Le nécessaire peut se transformer en strict minimum quand les produits alimentaires ne doublent pas mais, plutôt, quadruplent leurs prix en quelques semaines. Pour preuve, les Algériens s’approvisionnent en 500 g de pomme de terre, tellement son kilo est cher…
On entend souvent parler des bienfaits de la pluie sur les terres agricoles, sur les quantités, la qualité et surtout sur les prix de ces produits. En Algérie, ni la richesse du climat, ni l’étendue des terres agricoles n’ont pu, maintenant après un demi-siècle d’indépendance, rendre le couffin des algériens moins miséreux. Sans exagération aucune, les citoyens en ont assez de cette prolongation des flambées sans recul. Les ménages peuvent se passer des bananes et des yaourts, comme l’estiment et préconisent nos gouvernants, mais quand la pomme de terre est vendue à 120 ou 130 Da et que la tomate fraîche est à 160 Da, l’on se demande si ces algériens devraient dorénavant se passer des légumes aussi et se contenter des pâtes… Une tournée dans les marchés algérois donne le tournis aux consommateurs.

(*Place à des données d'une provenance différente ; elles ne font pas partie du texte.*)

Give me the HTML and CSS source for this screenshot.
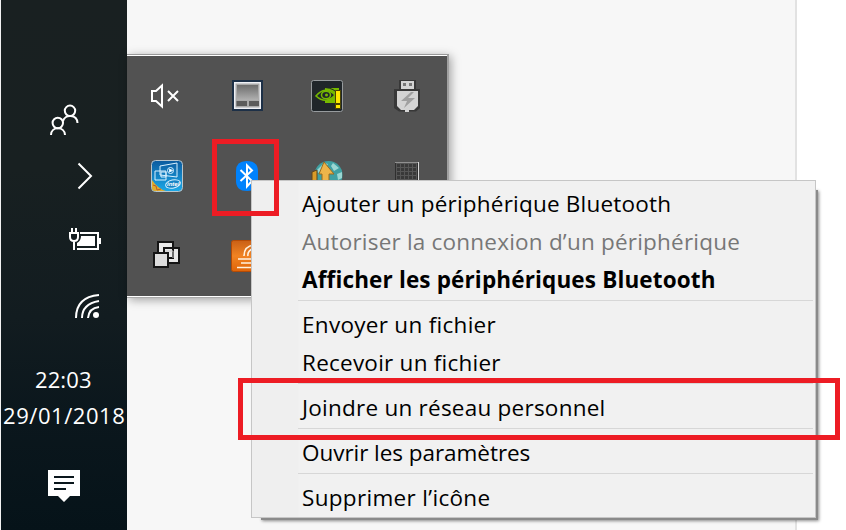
FILE: index.html
```html
<!DOCTYPE html>
<html lang="fr">
<head>
<meta charset="utf-8">
<title>Menu Bluetooth</title>
<link rel="stylesheet" href="styles.css">
</head>
<body>
<div class="desktop">
  <aside class="taskbar">
    <svg class="people" width="30" height="32" viewBox="49 104 30 32" fill="none" stroke="#fff" stroke-width="2"><circle cx="57.800" cy="123" r="5.200"/><path d="M51 135c0-9 13.800-9 14 0"/><circle cx="70" cy="110.800" r="5.200"/><path d="M63 121c2-7 14-7 14.500 2"/></svg>
    <svg class="chevron" width="16" height="28" viewBox="77 162 16 28" fill="none" stroke="#fff" stroke-width="2"><path d="M78.500 163.500 91 176 78.500 188.500"/></svg>
    <svg class="battery" width="34" height="24" viewBox="68 227 34 24"><path d="M80 233H98V249H77" fill="none" stroke="#fff" stroke-width="2"/><path d="M81 236H95V246H77V243Q81 241 81 236M99 238h2v6h-2z" fill="#fff"/><path d="M72 228v5M76 228v5M74 242v8M70 233h8v4q0 4-4 4t-4-4z" fill="none" stroke="#fff" stroke-width="2"/></svg>
    <svg class="wifi" width="26" height="26" viewBox="74 293 26 26" fill="none" stroke="#fff" stroke-width="2"><circle cx="96" cy="315" r="3" fill="#fff" stroke="none"/><path d="M76 318Q76 297 99 295M82 318Q82 304 99 301M88 318Q89 308 99 307"/></svg>
    <div class="clock"><span class="time">22:03</span><span class="date">29/01/2018</span></div>
    <svg class="notice" width="32" height="32" viewBox="48 470 32 32"><path d="M48 470H80V496H70L64 502 58 496H48z" fill="#fff"/><path d="M54 477H74M54 483H74M54 489H66" stroke="#0a161c" stroke-width="2"/></svg>
  </aside>

  <section class="tray">
    <div class="cell"><svg width="32" height="32" viewBox="151 80 32 32" fill="none" stroke="#fff" stroke-width="2"><path d="M152 91H156L162 85.500V106.500L156 101H152zM168 91 178 101M178 91 168 101"/></svg></div>
    <div class="cell"><svg width="32" height="32" viewBox="231 80 32 32"><defs><linearGradient id="pad" x2="0" y2="1"><stop stop-color="#6d6d6d"/><stop offset="1" stop-color="#b0b0b0"/></linearGradient></defs><path d="M232 80h31v31h-31z" fill="#1d3047"/><path d="M234 82h27v27h-27z" fill="#eef0f5"/><path d="M235.500 83.500h24v24h-24z" fill="#a9a9a9"/><path d="M237 85h21v15h-21z" fill="url(#pad)"/><path d="M236.500 101h10.500v5h-10.500zM249 101h10v5h-10z" fill="#5b5b5b"/></svg></div>
    <div class="cell"><svg width="32" height="32" viewBox="311 80 32 32"><rect x="311.500" y="80.500" width="31" height="31" rx="2" fill="#20262a" stroke="#979b9e"/><path d="M325 88H339V103H325z" fill="#76b900"/><path d="M316 96Q325 85 335 95 326 105 316 96z" fill="#20262a" stroke="#76b900" stroke-width="1.600"/><ellipse cx="326" cy="95" rx="4.500" ry="3.800" fill="#20262a" stroke="#76b900" stroke-width="1.500"/><circle cx="326.500" cy="95" r="1.500" fill="#76b900"/><path d="M325 87.500Q334 88 339 95" fill="none" stroke="#20262a"/><path d="M335.500 90.500h5v13h-5zM335.500 104.500h5v4h-5z" fill="#ffe800" stroke="#4a4300"/></svg></div>
    <div class="cell"><svg width="32" height="32" viewBox="391 80 32 32"><path d="M399 80h17v9h4v19l-4 3.500h-17l-5-3.500V89h5z" fill="#383838"/><path d="M401 81h13v8h-13zM397 91h21v15l-4 4h-5v2h-4v-2h-4l-4-4z" fill="#d4d4d4"/><path d="M403 83h3v3h-3zM409 83h3v3h-3z" fill="#777"/><path d="m411 92-10 9h6l-3 7 11-10h-7l6-6z" fill="#a0a0a0"/></svg></div>

    <div class="cell"><svg width="32" height="32" viewBox="151 160 32 32"><defs><linearGradient id="intel" x2="0" y2="1"><stop stop-color="#0b5b9f"/><stop offset="1" stop-color="#1ca9e8"/></linearGradient></defs><rect x="151.500" y="160.500" width="31" height="31" rx="4" fill="url(#intel)" stroke="#b9c5cc"/><path d="M152 180Q158 189 166 191H155Q152 191 152 188z" fill="#e0ad2e"/><path d="m153 185 3 1 1 4 4-1" fill="none" stroke="#bf5a25"/><g fill="none" stroke="#d8f1ff"><path d="m160 166 17-3v14l-17-2zM155 171h11v9h-11zM161 172h5v5h-5z"/><circle cx="170.500" cy="170.500" r="3"/><path d="m169.500 169 3 1.500-3 1.500z" fill="#fff"/><ellipse cx="173" cy="184" rx="7.500" ry="4" transform="rotate(-12 173 184)" fill="#1784c5"/></g><text x="167" y="186" class="intel-name">intel</text></svg></div>
    <div class="cell"><svg width="32" height="32" viewBox="231 160 32 32"><path d="M246.500 161Q258 161 258 171V181Q258 191 247 191 236 191 236 181V171Q236 161 246.500 161z" fill="#0082fc"/><path d="m240.500 170 11.500 11-5 5.500v-21l5 5-11.500 10.500" fill="none" stroke="#fff" stroke-width="2"/></svg></div>
    <div class="cell"><svg width="32" height="32" viewBox="311 160 32 32"><circle cx="328.500" cy="175" r="14" fill="#3fa0a2"/><path d="m317 170 7-7 4 1-3 5-7 4zM333 163l6 5-5 3-3-5zM337 174l5-2v6l-4 2z" fill="#9ad7d2"/><path d="M312 172l5-2v17h-5z" fill="#d99b28" stroke="#5e441d"/><path d="m324 162 10 12h-5v14h-7v-14h-3z" fill="#edb54a" stroke="#9a6b20"/></svg></div>
    <div class="cell"><svg width="32" height="32" viewBox="391 160 32 32"><defs><pattern id="mesh" x="396" y="163" width="4" height="4" patternUnits="userSpaceOnUse"><path d="M0 0h4v4H0z" fill="#565656"/><path d="M1 1h3v3H1z" fill="#393939"/></pattern></defs><path d="M395 162h24v29h-24z" fill="#2f2f2f"/><path d="M396 163h21v27h-21z" fill="url(#mesh)"/><path d="M395 162.500h23" fill="none" stroke="#909090"/><path d="M418.500 162v29" fill="none" stroke="#d8d8d8"/></svg></div>

    <div class="cell"><svg width="32" height="32" viewBox="151 240 32 32" fill="#e9e9e9" stroke="#151515" stroke-width="2"><path d="M158 242h15v16h-15zM164 248h15v15h-15z"/><path d="M154 253h14v14h-14z" fill="#ddd"/><path d="M165 251h8v7" fill="none" stroke="#c8c8c8" stroke-width="1"/></svg></div>
    <div class="cell"><svg width="32" height="32" viewBox="231 240 32 32"><defs><linearGradient id="java" x2="0" y2="1"><stop stop-color="#c96016"/><stop offset=".5" stop-color="#f18322"/><stop offset="1" stop-color="#df6409"/></linearGradient></defs><rect x="231.500" y="240.500" width="31" height="31" rx="2" fill="url(#java)" stroke="#b54b05"/><path d="M244 256q0-10 10-11M248 256q-1-5 6-8M238 259h14M241 263h12M237 267.500h18" fill="none" stroke="#fff2df" stroke-width="1.600"/></svg></div>
  </section>

  <div class="page-edge"></div>

  <nav class="menu">
    <div class="item"><span class="add">Ajouter un périphérique Bluetooth</span></div>
    <div class="item disabled"><span class="allow">Autoriser la connexion d’un périphérique</span></div>
    <div class="item default"><span class="show">Afficher les périphériques Bluetooth</span></div>
    <hr>
    <div class="item"><span class="send">Envoyer un fichier</span></div>
    <div class="item"><span class="receive">Recevoir un fichier</span></div>
    <hr>
    <div class="item"><span class="join">Joindre un réseau personnel</span></div>
    <hr>
    <div class="item"><span class="settings">Ouvrir les paramètres</span></div>
    <hr>
    <div class="item"><span class="remove">Supprimer l’icône</span></div>
  </nav>
  <div class="marker marker-icon"></div>
  <div class="marker marker-item"></div>
</div>
</body>
</html>
```
FILE: styles.css
```css
* { box-sizing: border-box; }
body { margin: 0; overflow: hidden; font-family: "Open Sans", "Noto Sans", sans-serif; }
.desktop { position: relative; width: 846px; height: 530px; display: flex; background: #f7f7f7; overflow: hidden; }
svg { display: block; flex: none; }

.taskbar { width: 127px; flex: none; display: flex; flex-direction: column; align-items: flex-start; padding-top: 104px; border-left: 1px solid #f2f2f2; background: linear-gradient(#192021 0%, #182021 32%, #121c20 60%, #0b171d 78%, #061319 100%); color: #fff; }
.people { margin-left: 48px; }
.chevron { margin: 26px 0 0 76px; }
.battery { margin: 37px 0 0 67px; }
.wifi { margin: 42px 0 0 73px; }
.clock { margin-top: 42px; width: 126px; display: flex; flex-direction: column; font-size: 22px; line-height: 36px; white-space: nowrap; }
.time { margin-left: 34px; letter-spacing: 0.1px; }
.date { margin-left: 2px; letter-spacing: 0.55px; }
.notice { margin: 37px 0 0 47px; }

.tray { width: 322px; height: 244px; flex: none; margin-top: 54px; display: grid; grid-template: repeat(3, 80px) / repeat(4, 80px); background: #525252; border-top: 1px solid #999; border-right: 2px solid #a0a0a0; border-bottom: 1px solid #aaa; box-shadow: inset 0 1px #fff, inset 0 -1px #fff, 2px 2px 9px rgba(0, 0, 0, .35); padding-top: 1px; }
.cell { display: flex; align-items: center; justify-content: center; }
.intel-name { font: italic bold 6px "Liberation Sans", sans-serif; fill: #fff; }
.page-edge { margin-left: auto; width: 51px; background: #fff; border-left: 2px solid #e2e2e2; flex: none; }

.menu { position: absolute; left: 251px; top: 180px; width: 565px; height: 338px; padding: 4px 2px 0 46px; border: 1px solid #c6c6c6; background: linear-gradient(90deg, #efefef 46px, #f1f1f1 47px); box-shadow: 6px 6px 0 -4px #8a8a8a, 7px 7px 3px -4px rgba(0, 0, 0, .45); }
.item { height: 38px; padding-left: 4px; font-size: 22.5px; line-height: 38px; white-space: nowrap; color: #000; }
.disabled { color: #777; }
.default { font-weight: 700; }
.menu hr { height: 1px; margin: 1px 0 5px; border: 0; background: #d7d7d7; }
.add, .allow { letter-spacing: 0.21px; }
.show { letter-spacing: 0.15px; }
.send { letter-spacing: 0.29px; }
.receive { letter-spacing: 0.24px; }
.join { letter-spacing: 0.24px; }
.settings { letter-spacing: -0.05px; }
.remove { letter-spacing: 0.32px; }

.marker { position: absolute; border: 5px solid #ed1c24; }
.marker-icon { left: 212px; top: 139px; width: 67px; height: 77px; }
.marker-item { left: 238px; top: 378px; width: 602px; height: 62px; }
```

La hausse des produits alimentaires n’étant pas minime, elle est cette fois-ci plus qu’une source de colère des clients qui «font attention et achètent le strict minimum du nécessaire». «Les prix sont fous» lance une vieille femme qui venait de voir que la tomate est à 140 Da. Les prix des fruits et légumes ont effectivement placé la barre très haut et n’affichent aucune clémence depuis des mois déjà. Si la hausse est légère pour certains légumes, pour d’autres elle est énorme. Ainsi, beaucoup de légumes enregistrent une hausse de 10 à 20% tandis que d’autres sont revus à une hausse de 80 à
100%. Par coutume, les deux départements de l’Agriculture et du Commerce, censés expliquer ces hausses prolongées et souvent incompréhensibles, voire injustifiées, évoquent soit la spéculation «anonyme» soit ils jouent l’apaisement, imputant les augmentations à d’autres conditions climatiques ou d’autres facteurs qui bien entendu ne relèvent pas de leur ministères. C’est alors l’occasion de signaler que le ministre du Commerce est aux abonnés absents depuis que les commerçants ont commencé à justifier la hausse des prix par rapport aux fortes pluies et neige qui se sont abattues durant le mois de février dernier… S’exprimant récemment à propos de la hausse vertigineuse de la pomme de terre, l’Union générale des commerçants et artisans algériens (UGCAA) a imputé la responsabilité à ce qu’il a appelé «la mafia de la pomme de terre», le porte-parole de l’UGCAA, Hadj Tahar Boulenouar a tenu, récemment, à rassurer que les prix de la pomme de terre «reculeront de 40% dès la fin du mois d’avril en cours». Mais maintenant que nous savons que le mois d’avril a connu également des intempéries, devrait-t-on s’attendre à ce que les conséquences des pluies sur les prix des produits alimentaires perdurent également encore ? D’un point de vue professionnel, les prix ne dépendent pas en vérité des bulletins météorologiques mais d’une gestion qui prédit les risques et ayant les clés du secours. Autrement dit, les intempéries ne peuvent rester l’argument standard qui justifie les flambées. De plus, même si la hausse est fatale pour certains prix, elle est inévitable quand elle est liée aux marchés internationaux, la stabilité des prix des produits alimentaires devrait s’installer dans les mœurs du moment que ces produits ne sont pas importés comme c’est le cas des fruits et légumes. D’où vient la nécessité d’appliquer les lois et de mobiliser les contrôleurs dans les espaces de vente. Des lieux où l’anarchie est aussi importante que la spéculation, au grand dam des citoyens qui, frappés par la cherté de la vie qui affaiblit leur pouvoir d’achat, accordent peu d’attention, sinon rien du tout, à ce qui se passe sur la scène politique qui est à pied- d’œuvre pour les prochaines élections législatives. C’est parce que, peut-être, les algériens ont du mal à dégréer les discours et que leurs estomacs ont besoin d’autre chose, malheureusement.